The worst thing a venue owner can do with a negative Google review is ignore it. The second worst thing is respond defensively.

3 min read

How to Respond to Negative Venue Reviews Without Making It Worse

The worst thing a venue owner can do with a negative Google review is ignore it. The second worst thing is respond defensively.

Both responses communicate the same thing to every couple reading your review profile: this venue doesn't handle problems well. And for a couple entrusting you with the most important day of their life, that's a disqualifying signal.

The good news is that a well-handled negative review can actually build more trust than a wall of five-star reviews. Here's why — and how to write the response.

What Couples Are Actually Looking For

When a couple reads a negative review, they're not automatically turned off. They're watching how you respond.

A defensive response — one that disputes the facts, makes excuses, or implies the reviewer was unreasonable — tells them you prioritize being right over making things right. That's exactly the opposite of what a couple wants to believe about the team they're handing their wedding to.

A gracious, specific, accountability-forward response tells a different story. It shows that when something goes wrong at your venue, you take it seriously, you respond professionally, and you care about the outcome for the client even after the event is over.

That's a powerful trust signal.
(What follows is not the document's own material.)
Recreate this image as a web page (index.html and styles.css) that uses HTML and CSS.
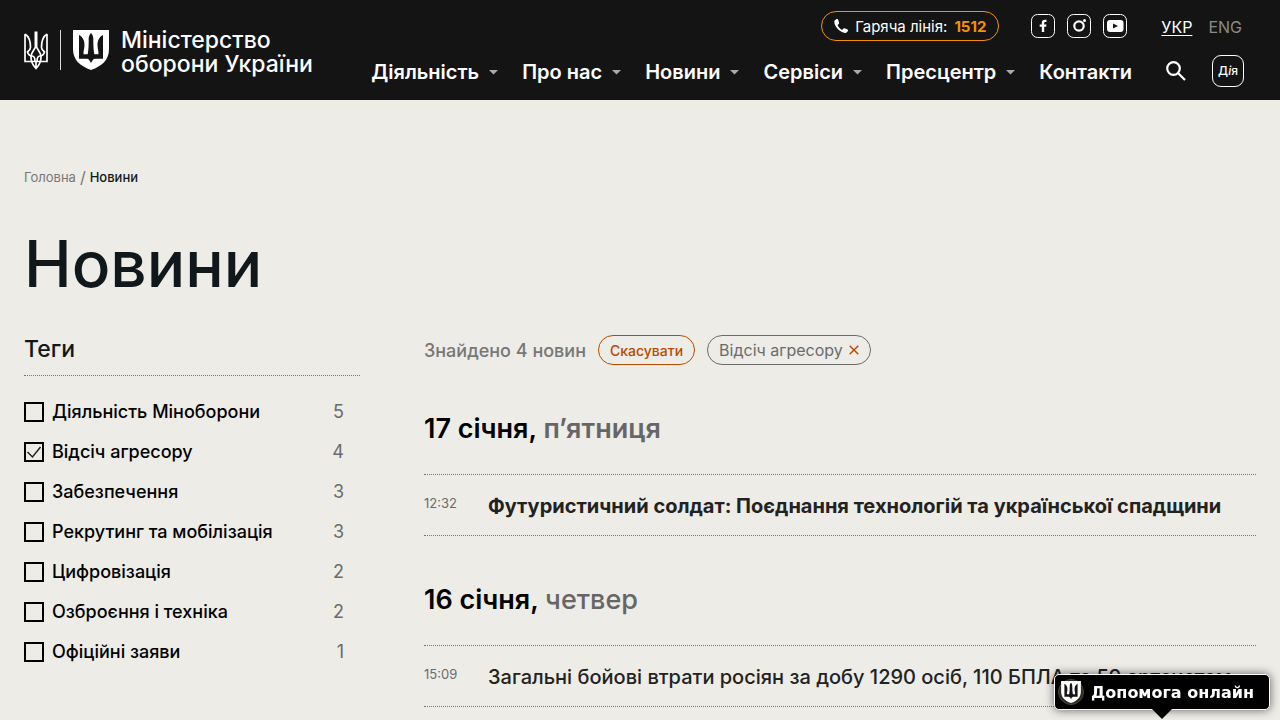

And it's available to you for free, in the response box of every negative review you've ever received.

The Response Framework

A good negative review response has four elements — and it fits in three to five sentences.

Acknowledge without validating specifics. You don't have to agree with everything the reviewer said. But you do need to acknowledge that their experience wasn't what it should have been. "I'm sorry your experience didn't reflect the standard we hold ourselves to" is honest without admitting to facts you may dispute.

Take some ownership. Even if the situation was complicated, find something genuine to own. "We should have communicated the timeline change more clearly" or "I wish we had caught that detail earlier in the planning process" shows accountability without capitulating entirely.

State what you'd do differently. "We've since updated our day-of coordination process to make sure this doesn't happen again" communicates that you learn and improve. It also signals to future couples that the problem may already be solved.

Invite a direct conversation. "I'd welcome the chance to talk through your experience — please reach out directly." This shows you're not hiding behind the public forum, and it gives the reviewer a chance to update their opinion if the conversation goes well.

What Not to Do

Don't dispute facts publicly, even if you're right. The argument itself is the problem — couples reading it see conflict, not resolution.

Don't be sycophantic. "Thank you so much for your valuable feedback!" before addressing a complaint feels dishonest and performative.

Don't make it longer than necessary. A five-paragraph response to a negative review looks defensive. Three to five sentences, warm and direct, is the right length.

Don't wait weeks to respond. A negative review that sits unanswered for a month implies you either don't care or didn't notice — both damaging.

The Counter-Intuitive Outcome

Venues that respond thoughtfully and consistently to negative reviews often outperform venues with all-positive profiles in conversion. Not because couples prefer negative reviews, but because the response demonstrates something positive reviews can't: how the team behaves when things are hard.

That's the information a couple most wants to have before they sign a contract.